Он не расспрашивает, почему мы здесь, на этом диком острове, почему не обратились в больницу, а просто ставит вплотную к стене клеть и, вскарабкавшись на нее, лезет на крышу – и меня переполняет благодарность.
Птичник кренится, и я придерживаю его, чтобы не рухнул. Чезаре, сверкнув улыбкой, перебирается на крышу, подползает к дыре.
– Осторожно! – кричу я.
Чезаре, кивнув, продвигается дальше. Заглядывает в дыру, прикидывая размеры. Вытянув шею, смотрит вниз.
Сейчас он увидит нашу единственную комнату, где в углу на широкой кровати, сжавшись в комок, спит Кон. Увидит газовую плитку, исцарапанный стол, стены в пятнах от сырости, вспученные половицы.
Стою, переминаясь с ноги на ногу; так и хочется крикнуть: слезайте, нечего глазеть на чужие вещи, на наши вещи!
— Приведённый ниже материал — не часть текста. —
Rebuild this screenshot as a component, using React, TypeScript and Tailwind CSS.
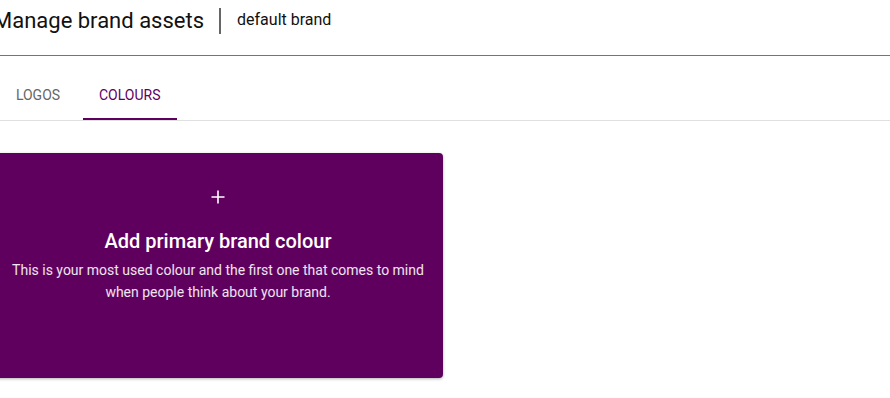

Чезаре отползает к краю крыши, лицо у него печальное.
– Спит, – шепчет он.
– Да.
– Такая худая.
– Да. – И снова ком в горле.
– Будете мне доски подавать? Тяжелые.
Кивнув, протягиваю ему доску, другую. Руки чуть дрожат, но стараюсь держать доски крепко. Чезаре двигается по крыше легко и бесстрашно, ну а я каждую минуту представляю, как он упадет, разобьется.
Доски он стелет поверх парусины, что всю зиму полоскалась на ветру, и толку от нее не было никакого. Стелет он бережно, аккуратно. Изредка заглядывает в дыру, смотрит на Кон, потом на меня и кивает – мол, не разбудил.